> Directions: Return only the lines from the top of the data down to the one that holds "string; title?: string;", both included, without any pictures.

> Dataset excerpt:
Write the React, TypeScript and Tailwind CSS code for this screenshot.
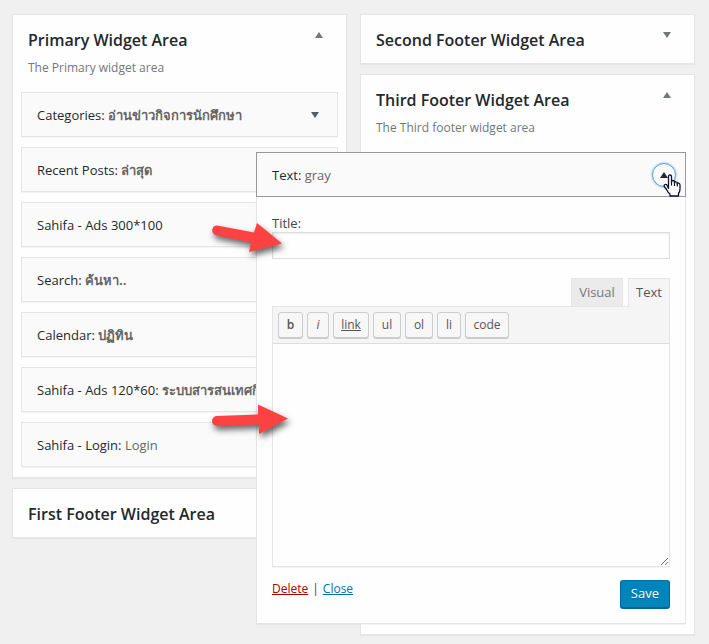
import type { ReactNode } from 'react';
import clsx from 'clsx';

type Widget = { name: string; title?: string; thai?: boolean };

const PRIMARY_WIDGETS: Widget[] = [
  { name: 'Categories', title: 'อ่านข่าวกิจการนักศึกษา', thai: true },
  { name: 'Recent Posts', title: 'ล่าสุด', thai: true },
  { name: 'Sahifa - Ads 300*100' },
  { name: 'Search', title: 'ค้นหา..', thai: true },
  { name: 'Calendar', title: 'ปฏิทิน', thai: true },
  { name: 'Sahifa - Ads 120*60', title: 'ระบบสารสนเทศกิจการ', thai: true },
  { name: 'Sahifa - Login', title: 'Login' },
];

const QUICKTAGS = [
  { label: 'b', className: 'w-[25px] font-semibold' },
  { label: 'i', className: 'w-[22px] italic' },
  { label: 'link', className: 'w-9 underline' },
  { label: 'ul', className: 'w-7' },
  { label: 'ol', className: 'w-7' },
  { label: 'li', className: 'w-6' },
  { label: 'code', className: 'w-11' },
];

function Triangle({ up = false }: { up?: boolean }) {
  return (
    <svg width="8" height="6" viewBox="0 0 8 6" fill="currentColor" aria-hidden="true">
      <path d={up ? 'M4 0 8 6H0Z' : 'M0 0H8L4 6Z'} />
    </svg>
  );
}

type AreaProps = { title: string; description?: string; open?: boolean; children?: ReactNode };

function WidgetArea({ title, description, open = false, children }: AreaProps) {
  return (
    <section className="border border-[#e5e5e5] bg-[#fefefe] px-2 shadow-[0_1px_1px_rgba(0,0,0,0.04)]">
      <div className="flex items-start justify-between pr-[7px] pl-[7px]">
        <h2 className="pt-[13px] pb-[11px] text-base leading-6 font-semibold whitespace-nowrap text-[#23282d]">{title}</h2>
        <button
          type="button"
          aria-label={`Toggle ${title}`}
          aria-expanded={open}
          className="flex h-10 w-6 items-center justify-center text-[#72777c]"
        >
          <Triangle up={open} />
        </button>
      </div>
      {description && <p className="-mt-[5px] pb-3.5 pl-[7px] text-xs leading-5 text-[#72777c]">{description}</p>}
      {children && <div className="flex flex-col gap-2.5 pb-2.5">{children}</div>}
    </section>
  );
}

function WidgetTitle({ name, title, thai = false }: Widget) {
  return (
    <h3 className="min-w-0 truncate leading-6 font-medium text-[#23282d]">
      {title ? `${name}:` : name}
      {title && (
        <span lang={thai ? 'th' : undefined} className={clsx('text-[#666]', thai ? 'font-bold' : 'font-normal')}>
          {' '}
          {title}
        </span>
      )}
    </h3>
  );
}

function WidgetRow(widget: Widget) {
  return (
    <div className="flex h-[45px] items-center justify-between border border-[#e5e5e5] bg-[#fafafa] pr-2.5 pl-[15px] shadow-[0_1px_1px_rgba(0,0,0,0.04)]">
      <WidgetTitle {...widget} />
      <button type="button" aria-label={`Edit ${widget.name}`} className="flex size-6 shrink-0 items-center justify-center text-[#555d66]">
        <Triangle />
      </button>
    </div>
  );
}

function HandCursor() {
  return (
    <svg className="absolute top-[11px] left-[11px] z-10" width="18" height="23" viewBox="0 0 18 23" aria-hidden="true">
      <path
        d="M5.5 14.5V2.5Q5.5 1 7 1T8.500 2.500V8Q8.500 6.500 10 6.500T11.500 8V9Q11.500 7.500 13 7.800T14.300 9.300V10Q14.500 9 15.600 9.200T17 10.800V15Q17 17.500 15.500 19.500V22H7V20Q5 18.500 3.500 15.500L1.300 12.500Q.7 11 2 10.500T4.200 11.500Z"
        fill="#fff"
        stroke="#10142a"
        strokeWidth="1.300"
        strokeLinejoin="round"
      />
      <path d="M8.500 7.500V11.500M11.500 8.500V12M14.300 9.500V12.500" stroke="#10142a" strokeWidth="1.200" />
    </svg>
  );
}

function TextWidgetForm() {
  return (
    <form className="border border-t-0 border-[#e5e5e5] bg-[#fefefe] px-[15px] pt-[17px] pb-[15px] shadow-[0_1px_1px_rgba(0,0,0,0.04)]">
      <label htmlFor="widget-title" className="block leading-[18px]">
        Title:
      </label>
      <input
        id="widget-title"
        type="text"
        className="block h-[27px] w-full border border-[#ddd] bg-[#fefefe] px-1.5 shadow-[inset_0_1px_2px_rgba(0,0,0,0.07)] outline-none"
      />

      <div className="mt-[19px] flex justify-end gap-[5px]">
        <button type="button" className="h-7 w-[52px] border border-b-0 border-[#e5e5e5] bg-[#ebebeb] text-[#777]">
          Visual
        </button>
        <button type="button" className="relative -mb-px h-[29px] w-[42px] border border-b-0 border-[#e5e5e5] bg-[#f5f5f5] text-[#555]">
          Text
        </button>
      </div>
      <div className="border border-[#e5e5e5] shadow-[0_1px_1px_rgba(0,0,0,0.04)]">
        <div className="flex gap-1 border-b border-[#ddd] bg-[#f5f5f5] px-[5px] py-[5px]">
          {QUICKTAGS.map(({ label, className }) => (
            <button
              key={label}
              type="button"
              className={clsx(
                'h-[26px] rounded-[3px] border border-[#ccc] bg-[#f7f7f7] text-center text-xs leading-5 text-[#555] shadow-[0_1px_0_#ccc]',
                className,
              )}
            >
              {label}
            </button>
          ))}
        </div>
        <textarea aria-label="Content" className="block h-[222px] w-full resize-y bg-[#fefefe] p-2.5 outline-none" />
      </div>

      <div className="mt-[13px] flex items-start justify-between">
        <div className="flex gap-1 text-xs leading-[18px]">
          <a href="#delete" className="text-[#a00] underline">Delete</a>
          <span>|</span>
          <a href="#close" className="text-[#0073aa] underline">Close</a>
        </div>
        <button
          type="submit"
          className="h-7 rounded-[3px] border border-[#006799] border-t-[#0073aa] bg-[#0085ba] px-2.5 font-medium text-white shadow-[0_1px_0_#006799] [text-shadow:0_1px_1px_#006799]"
        >
          Save
        </button>
      </div>
    </form>
  );
}

function OpenTextWidget() {
  return (
    <div className="relative z-10 -ml-[113px]">
      <div className="flex h-[45px] items-center justify-between border border-[#999] bg-[#fafafa] pr-[9px] pl-[15px]">
        <WidgetTitle name="Text" title="gray" />
        <div className="relative">
          <button
            type="button"
            aria-label="Edit Text"
            aria-expanded
            className="flex size-6 items-center justify-center rounded-full border border-[#5b9dd9] text-[#23282d] shadow-[0_0_2px_rgba(30,140,190,0.8)]"
          >
            <Triangle up />
          </button>
          <HandCursor />
        </div>
      </div>
      <TextWidgetForm />
    </div>
  );
}

// Red callout pointing right; `d` is the whole outline, shaft and head.
function Callout({ d, className }: { d: string; className: string }) {
  return (
    <svg className={clsx('pointer-events-none absolute z-20 overflow-visible', className)} width="80" height="40" viewBox="0 0 80 40" aria-hidden="true">
      <path d={d} fill="#fe4242" className="drop-shadow-[2px_4px_3px_rgba(0,0,0,0.6)]" />
    </svg>
  );
}

export default function App() {
  return (
    <main className="relative min-h-screen bg-[#f0f0f0] pt-3.5 pr-3.5 pb-2 pl-3 font-['Open_Sans','Noto_Sans',sans-serif] text-[13px] text-[#444]">
      <div className="grid grid-cols-2 items-start gap-[13px]">
        <div className="flex min-w-0 flex-col gap-2.5">
          <WidgetArea title="Primary Widget Area" description="The Primary widget area" open>
            {PRIMARY_WIDGETS.map((widget) => (
              <WidgetRow key={widget.name} {...widget} />
            ))}
          </WidgetArea>
          <WidgetArea title="First Footer Widget Area" />
        </div>
        <div className="flex min-w-0 flex-col gap-2.5">
          <WidgetArea title="Second Footer Widget Area" />
          <WidgetArea title="Third Footer Widget Area" description="The Third footer widget area" open>
            <OpenTextWidget />
          </WidgetArea>
        </div>
      </div>

      <Callout className="top-[220px] left-[208px]" d="M9 5.500 46 12.500 49 3 74 23.500 41 32 43 22.500 7 15A5 5 0 0 1 9 5.500Z" />
      <Callout className="top-[400px] left-[208px]" d="M9 16 50 14.500V4.500L80 18.500 51 34V24.500L9 26A5 5 0 0 1 9 16Z" />
    </main>
  );
}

> Result:
Write the React, TypeScript and Tailwind CSS code for this screenshot.
import type { ReactNode } from 'react';
import clsx from 'clsx';

type Widget = { name: string; title?: string; thai?: boolean };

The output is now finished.